** Start **

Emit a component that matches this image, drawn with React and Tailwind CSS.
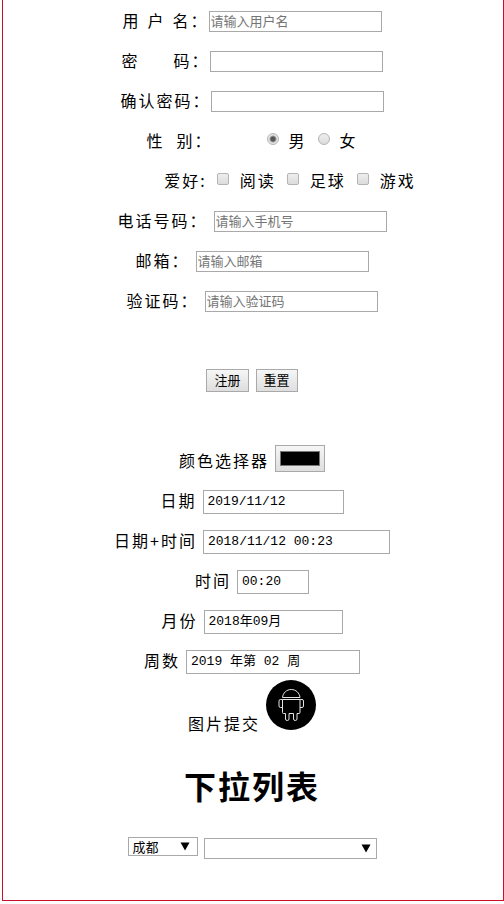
const inputClass = 'w-[173px] h-[21px] mt-0.5 px-px border border-[#a9a9a9] bg-white text-[13px] tracking-normal placeholder-[#757575]';
const dateClass = 'h-6 mt-1 px-1 border border-[#a9a9a9] bg-white text-[13px] tracking-normal font-["Liberation_Mono","Noto_Sans_CJK_SC",monospace]';
const buttonClass = 'h-[23px] px-[7px] border border-[#a9a9a9] bg-gradient-to-b from-[#f6f6f6] to-[#dedede] text-[13px] leading-5 tracking-normal';
const boxClass = 'appearance-none size-3 mb-0.5 border border-[#b4b4b4] bg-gradient-to-b from-[#eeeeee] to-[#dcdcdc]';

const Row = ({ children, className = '' }) => (
  <div className={`flex items-center justify-center h-10 ${className}`}>{children}</div>
);

const TextField = ({ id, label, type = 'text', placeholder, className = '' }) => (
  <Row className={className}>
    <label htmlFor={id}>{label}</label>
    <input id={id} type={type} placeholder={placeholder} className={inputClass} />
  </Row>
);

const DateField = ({ id, label, value, width }) => (
  <Row className="gap-1.5">
    <label htmlFor={id}>{label}</label>
    <input id={id} type="text" defaultValue={value} className={`${dateClass} ${width}`} />
  </Row>
);

const Arrow = ({ className }) => (
  <svg viewBox="0 0 10 9" className={`absolute pointer-events-none w-2.5 h-[9px] ${className}`}>
    <path d="M0.5 0.5h9L5 8.5z" fill="#000" />
  </svg>
);

const AndroidIcon = () => (
  <svg viewBox="0 0 50 50" className="block size-[50px]" fill="none" stroke="#e4e4e4" strokeWidth="1">
    <circle cx="25" cy="25" r="25" fill="#000" stroke="none" />
    <path d="M16.5 17.5c0.500-4.500 4-8 8.750-8s8.250 3.500 8.750 8z" />
    <path d="M16.500 19.500h17.500v13q0 1-1 1h-2v5.500q0 1.500-1.750 1.500t-1.750-1.500v-5.500h-4.500v5.500q0 1.500-1.750 1.500t-1.750-1.500v-5.500h-2q-1 0-1-1z" />
    <path d="M16.500 19.500h-2q-1.500 0-1.500 1.500v5q0 1.500 1.500 1.500h2M34 19.500h2q1.500 0 1.500 1.500v5q0 1.500-1.500 1.500h-2" />
  </svg>
);

const genders = [
  { id: 'male', label: '男' },
  { id: 'female', label: '女' },
];

const hobbies = [
  { id: 'read', label: '阅读' },
  { id: 'football', label: '足球' },
  { id: 'game', label: '游戏' },
];

const App = () => {
  return (
    <form
      onSubmit={e => e.preventDefault()}
      className='ml-0.5 pr-0.5 pb-[41px] border-x border-b border-[#c8102e] bg-white text-black text-base leading-6 tracking-[2px] font-["Noto_Sans_CJK_SC",sans-serif]'
    >
      <TextField
        id="username"
        label={<span className="flex gap-[7px]"><span>用</span><span>户</span><span>名：</span></span>}
        placeholder="请输入用户名"
      />
      <TextField id="password" type="password" label={<span className="flex gap-[34px]"><span>密</span><span>码：</span></span>} />
      <TextField id="confirm" type="password" label="确认密码：" />

      {/* Gender */}
      <Row>
        <span className="flex gap-3 mr-[54px]"><span>性</span><span>别：</span></span>
        {genders.map(g => (
          <div key={g.id} className="flex items-center not-last:mr-[11px]">
            <input
              id={g.id}
              type="radio"
              name="gender"
              defaultChecked={g.id === 'male'}
              className={`${boxClass} rounded-full mr-2.5 checked:bg-[radial-gradient(circle,#555_2px,#e6e6e6_4px)]`}
            />
            <label htmlFor={g.id}>{g.label}</label>
          </div>
        ))}
      </Row>

      {/* Hobbies */}
      <Row className="pl-[76px]">
        <span className="mr-2.5">爱好:</span>
        {hobbies.map(h => (
          <div key={h.id} className="flex items-center not-last:mr-[11px]">
            <input id={h.id} type="checkbox" className={`${boxClass} rounded-xs mr-[11px] checked:from-[#888] checked:to-[#666]`} />
            <label htmlFor={h.id}>{h.label}</label>
          </div>
        ))}
      </Row>

      <TextField id="phone" type="tel" label="电话号码：" placeholder="请输入手机号" className="gap-1.5" />
      <TextField id="email" type="email" label="邮箱：" placeholder="请输入邮箱" className="gap-1.5" />
      <TextField id="code" label="验证码：" placeholder="请输入验证码" className="gap-1.5" />

      <Row className="gap-[7px] my-10">
        <button type="submit" className={buttonClass}>注册</button>
        <button type="reset" className={buttonClass}>重置</button>
      </Row>

      <Row className="gap-1.5">
        <label htmlFor="color">颜色选择器</label>
        <input
          id="color"
          type="color"
          defaultValue="#000000"
          className="appearance-none w-[50px] h-[27px] mb-1 px-1 py-[5px] border border-[#a9a9a9] bg-gradient-to-b from-[#f6f6f6] to-[#dedede] [&::-webkit-color-swatch-wrapper]:p-0 [&::-webkit-color-swatch]:rounded-none [&::-webkit-color-swatch]:border-[#777]"
        />
      </Row>
      <DateField id="date" label="日期" value="2019/11/12" width="w-[141px]" />
      <DateField id="datetime" label="日期+时间" value="2018/11/12 00:23" width="w-[187px]" />
      <DateField id="time" label="时间" value="00:20" width="w-[72px]" />
      <DateField id="month" label="月份" value="2018年09月" width="w-[139px]" />
      <DateField id="week" label="周数" value="2019 年第 02 周" width="w-[174px]" />

      <div className="flex items-baseline justify-center gap-1.5">
        <span>图片提交</span>
        <button type="submit" aria-label="图片提交" className="rounded-full">
          <AndroidIcon />
        </button>
      </div>

      <h1 className="mt-[26px] mb-7 text-center text-[32px] leading-[48px] font-bold">下拉列表</h1>

      <div className="flex items-start justify-center gap-1.5">
        <div className="relative">
          <select aria-label="城市" className="block appearance-none w-[70px] h-[19px] px-1 border border-[#a9a9a9] bg-white text-[13px] leading-4 tracking-normal">
            <option>成都</option>
          </select>
          <Arrow className="right-2 top-[5px]" />
        </div>
        <div className="relative pt-px">
          <select aria-label="列表" className="block appearance-none w-[173px] h-[21px] px-1 border border-[#a9a9a9] bg-white text-[13px] leading-4 tracking-normal">
            <option></option>
          </select>
          <Arrow className="right-1.5 top-[7px]" />
        </div>
      </div>
    </form>
  );
};

export default App;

** End **

Aim of the exercise: Your task is to repeat the material above exactly, without its pictures.

Task answer:
Emit a component that matches this image, drawn with React and Tailwind CSS.
const inputClass = 'w-[173px] h-[21px] mt-0.5 px-px border border-[#a9a9a9] bg-white text-[13px] tracking-normal placeholder-[#757575]';
const dateClass = 'h-6 mt-1 px-1 border border-[#a9a9a9] bg-white text-[13px] tracking-normal font-["Liberation_Mono","Noto_Sans_CJK_SC",monospace]';
const buttonClass = 'h-[23px] px-[7px] border border-[#a9a9a9] bg-gradient-to-b from-[#f6f6f6] to-[#dedede] text-[13px] leading-5 tracking-normal';
const boxClass = 'appearance-none size-3 mb-0.5 border border-[#b4b4b4] bg-gradient-to-b from-[#eeeeee] to-[#dcdcdc]';

const Row = ({ children, className = '' }) => (
  <div className={`flex items-center justify-center h-10 ${className}`}>{children}</div>
);

const TextField = ({ id, label, type = 'text', placeholder, className = '' }) => (
  <Row className={className}>
    <label htmlFor={id}>{label}</label>
    <input id={id} type={type} placeholder={placeholder} className={inputClass} />
  </Row>
);

const DateField = ({ id, label, value, width }) => (
  <Row className="gap-1.5">
    <label htmlFor={id}>{label}</label>
    <input id={id} type="text" defaultValue={value} className={`${dateClass} ${width}`} />
  </Row>
);

const Arrow = ({ className }) => (
  <svg viewBox="0 0 10 9" className={`absolute pointer-events-none w-2.5 h-[9px] ${className}`}>
    <path d="M0.5 0.5h9L5 8.5z" fill="#000" />
  </svg>
);

const AndroidIcon = () => (
  <svg viewBox="0 0 50 50" className="block size-[50px]" fill="none" stroke="#e4e4e4" strokeWidth="1">
    <circle cx="25" cy="25" r="25" fill="#000" stroke="none" />
    <path d="M16.5 17.5c0.500-4.500 4-8 8.750-8s8.250 3.500 8.750 8z" />
    <path d="M16.500 19.500h17.500v13q0 1-1 1h-2v5.500q0 1.500-1.750 1.500t-1.750-1.500v-5.500h-4.500v5.500q0 1.500-1.750 1.500t-1.750-1.500v-5.500h-2q-1 0-1-1z" />
    <path d="M16.500 19.500h-2q-1.500 0-1.500 1.500v5q0 1.500 1.500 1.500h2M34 19.500h2q1.500 0 1.500 1.500v5q0 1.500-1.500 1.500h-2" />
  </svg>
);

const genders = [
  { id: 'male', label: '男' },
  { id: 'female', label: '女' },
];

const hobbies = [
  { id: 'read', label: '阅读' },
  { id: 'football', label: '足球' },
  { id: 'game', label: '游戏' },
];

const App = () => {
  return (
    <form
      onSubmit={e => e.preventDefault()}
      className='ml-0.5 pr-0.5 pb-[41px] border-x border-b border-[#c8102e] bg-white text-black text-base leading-6 tracking-[2px] font-["Noto_Sans_CJK_SC",sans-serif]'
    >
      <TextField
        id="username"
        label={<span className="flex gap-[7px]"><span>用</span><span>户</span><span>名：</span></span>}
        placeholder="请输入用户名"
      />
      <TextField id="password" type="password" label={<span className="flex gap-[34px]"><span>密</span><span>码：</span></span>} />
      <TextField id="confirm" type="password" label="确认密码：" />

      {/* Gender */}
      <Row>
        <span className="flex gap-3 mr-[54px]"><span>性</span><span>别：</span></span>
        {genders.map(g => (
          <div key={g.id} className="flex items-center not-last:mr-[11px]">
            <input
              id={g.id}
              type="radio"
              name="gender"
              defaultChecked={g.id === 'male'}
              className={`${boxClass} rounded-full mr-2.5 checked:bg-[radial-gradient(circle,#555_2px,#e6e6e6_4px)]`}
            />
            <label htmlFor={g.id}>{g.label}</label>
          </div>
        ))}
      </Row>

      {/* Hobbies */}
      <Row className="pl-[76px]">
        <span className="mr-2.5">爱好:</span>
        {hobbies.map(h => (
          <div key={h.id} className="flex items-center not-last:mr-[11px]">
            <input id={h.id} type="checkbox" className={`${boxClass} rounded-xs mr-[11px] checked:from-[#888] checked:to-[#666]`} />
            <label htmlFor={h.id}>{h.label}</label>
          </div>
        ))}
      </Row>

      <TextField id="phone" type="tel" label="电话号码：" placeholder="请输入手机号" className="gap-1.5" />
      <TextField id="email" type="email" label="邮箱：" placeholder="请输入邮箱" className="gap-1.5" />
      <TextField id="code" label="验证码：" placeholder="请输入验证码" className="gap-1.5" />

      <Row className="gap-[7px] my-10">
        <button type="submit" className={buttonClass}>注册</button>
        <button type="reset" className={buttonClass}>重置</button>
      </Row>

      <Row className="gap-1.5">
        <label htmlFor="color">颜色选择器</label>
        <input
          id="color"
          type="color"
          defaultValue="#000000"
          className="appearance-none w-[50px] h-[27px] mb-1 px-1 py-[5px] border border-[#a9a9a9] bg-gradient-to-b from-[#f6f6f6] to-[#dedede] [&::-webkit-color-swatch-wrapper]:p-0 [&::-webkit-color-swatch]:rounded-none [&::-webkit-color-swatch]:border-[#777]"
        />
      </Row>
      <DateField id="date" label="日期" value="2019/11/12" width="w-[141px]" />
      <DateField id="datetime" label="日期+时间" value="2018/11/12 00:23" width="w-[187px]" />
      <DateField id="time" label="时间" value="00:20" width="w-[72px]" />
      <DateField id="month" label="月份" value="2018年09月" width="w-[139px]" />
      <DateField id="week" label="周数" value="2019 年第 02 周" width="w-[174px]" />

      <div className="flex items-baseline justify-center gap-1.5">
        <span>图片提交</span>
        <button type="submit" aria-label="图片提交" className="rounded-full">
          <AndroidIcon />
        </button>
      </div>

      <h1 className="mt-[26px] mb-7 text-center text-[32px] leading-[48px] font-bold">下拉列表</h1>

      <div className="flex items-start justify-center gap-1.5">
        <div className="relative">
          <select aria-label="城市" className="block appearance-none w-[70px] h-[19px] px-1 border border-[#a9a9a9] bg-white text-[13px] leading-4 tracking-normal">
            <option>成都</option>
          </select>
          <Arrow className="right-2 top-[5px]" />
        </div>
        <div className="relative pt-px">
          <select aria-label="列表" className="block appearance-none w-[173px] h-[21px] px-1 border border-[#a9a9a9] bg-white text-[13px] leading-4 tracking-normal">
            <option></option>
          </select>
          <Arrow className="right-1.5 top-[7px]" />
        </div>
      </div>
    </form>
  );
};

export default App;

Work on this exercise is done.